- **To do**
Restate each of the lines below word for word and drop every picture.

- **Available data**
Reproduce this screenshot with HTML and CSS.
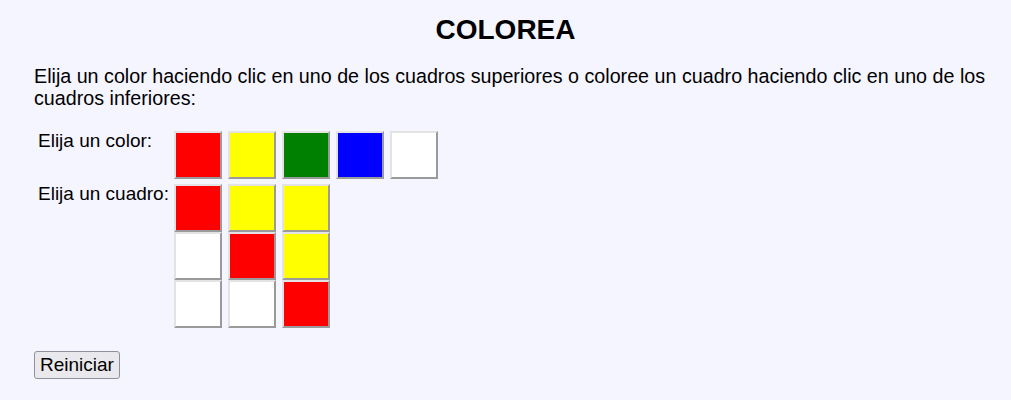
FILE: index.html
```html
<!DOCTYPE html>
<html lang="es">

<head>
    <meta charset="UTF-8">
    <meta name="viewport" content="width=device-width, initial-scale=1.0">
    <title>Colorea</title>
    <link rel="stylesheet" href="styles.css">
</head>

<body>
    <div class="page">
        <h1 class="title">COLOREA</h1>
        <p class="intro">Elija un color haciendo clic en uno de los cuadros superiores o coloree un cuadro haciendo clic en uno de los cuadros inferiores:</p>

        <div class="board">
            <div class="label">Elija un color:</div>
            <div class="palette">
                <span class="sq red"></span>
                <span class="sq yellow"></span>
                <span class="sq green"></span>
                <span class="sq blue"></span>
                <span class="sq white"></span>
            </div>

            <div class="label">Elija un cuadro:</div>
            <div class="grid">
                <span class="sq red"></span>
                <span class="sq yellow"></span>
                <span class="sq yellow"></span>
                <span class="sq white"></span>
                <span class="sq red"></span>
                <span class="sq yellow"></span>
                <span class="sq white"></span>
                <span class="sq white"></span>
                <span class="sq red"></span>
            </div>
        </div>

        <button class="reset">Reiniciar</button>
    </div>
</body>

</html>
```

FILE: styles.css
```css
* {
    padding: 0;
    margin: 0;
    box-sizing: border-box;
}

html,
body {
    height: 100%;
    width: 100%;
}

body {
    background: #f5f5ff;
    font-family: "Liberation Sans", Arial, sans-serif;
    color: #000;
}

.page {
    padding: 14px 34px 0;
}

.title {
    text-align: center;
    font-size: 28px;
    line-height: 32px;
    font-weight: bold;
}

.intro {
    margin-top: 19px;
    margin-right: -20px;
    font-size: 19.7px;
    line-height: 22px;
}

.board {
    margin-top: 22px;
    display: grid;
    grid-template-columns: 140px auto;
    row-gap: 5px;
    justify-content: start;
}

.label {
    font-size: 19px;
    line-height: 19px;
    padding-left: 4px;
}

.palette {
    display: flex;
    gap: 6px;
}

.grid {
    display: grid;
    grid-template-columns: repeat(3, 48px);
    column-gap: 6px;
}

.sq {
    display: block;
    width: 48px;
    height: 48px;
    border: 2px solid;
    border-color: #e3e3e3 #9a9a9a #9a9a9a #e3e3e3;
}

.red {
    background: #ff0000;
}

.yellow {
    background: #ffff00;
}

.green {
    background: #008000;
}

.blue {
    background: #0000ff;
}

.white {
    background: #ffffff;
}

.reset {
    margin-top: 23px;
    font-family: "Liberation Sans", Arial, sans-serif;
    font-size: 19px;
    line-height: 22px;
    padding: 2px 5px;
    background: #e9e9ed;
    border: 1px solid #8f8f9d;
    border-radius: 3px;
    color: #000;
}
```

- **Correct response**
Reproduce this screenshot with HTML and CSS.
FILE: index.html
```html
<!DOCTYPE html>
<html lang="es">

<head>
    <meta charset="UTF-8">
    <meta name="viewport" content="width=device-width, initial-scale=1.0">
    <title>Colorea</title>
    <link rel="stylesheet" href="styles.css">
</head>

<body>
    <div class="page">
        <h1 class="title">COLOREA</h1>
        <p class="intro">Elija un color haciendo clic en uno de los cuadros superiores o coloree un cuadro haciendo clic en uno de los cuadros inferiores:</p>

        <div class="board">
            <div class="label">Elija un color:</div>
            <div class="palette">
                <span class="sq red"></span>
                <span class="sq yellow"></span>
                <span class="sq green"></span>
                <span class="sq blue"></span>
                <span class="sq white"></span>
            </div>

            <div class="label">Elija un cuadro:</div>
            <div class="grid">
                <span class="sq red"></span>
                <span class="sq yellow"></span>
                <span class="sq yellow"></span>
                <span class="sq white"></span>
                <span class="sq red"></span>
                <span class="sq yellow"></span>
                <span class="sq white"></span>
                <span class="sq white"></span>
                <span class="sq red"></span>
            </div>
        </div>

        <button class="reset">Reiniciar</button>
    </div>
</body>

</html>
```

FILE: styles.css
```css
* {
    padding: 0;
    margin: 0;
    box-sizing: border-box;
}

html,
body {
    height: 100%;
    width: 100%;
}

body {
    background: #f5f5ff;
    font-family: "Liberation Sans", Arial, sans-serif;
    color: #000;
}

.page {
    padding: 14px 34px 0;
}

.title {
    text-align: center;
    font-size: 28px;
    line-height: 32px;
    font-weight: bold;
}

.intro {
    margin-top: 19px;
    margin-right: -20px;
    font-size: 19.7px;
    line-height: 22px;
}

.board {
    margin-top: 22px;
    display: grid;
    grid-template-columns: 140px auto;
    row-gap: 5px;
    justify-content: start;
}

.label {
    font-size: 19px;
    line-height: 19px;
    padding-left: 4px;
}

.palette {
    display: flex;
    gap: 6px;
}

.grid {
    display: grid;
    grid-template-columns: repeat(3, 48px);
    column-gap: 6px;
}

.sq {
    display: block;
    width: 48px;
    height: 48px;
    border: 2px solid;
    border-color: #e3e3e3 #9a9a9a #9a9a9a #e3e3e3;
}

.red {
    background: #ff0000;
}

.yellow {
    background: #ffff00;
}

.green {
    background: #008000;
}

.blue {
    background: #0000ff;
}

.white {
    background: #ffffff;
}

.reset {
    margin-top: 23px;
    font-family: "Liberation Sans", Arial, sans-serif;
    font-size: 19px;
    line-height: 22px;
    padding: 2px 5px;
    background: #e9e9ed;
    border: 1px solid #8f8f9d;
    border-radius: 3px;
    color: #000;
}
```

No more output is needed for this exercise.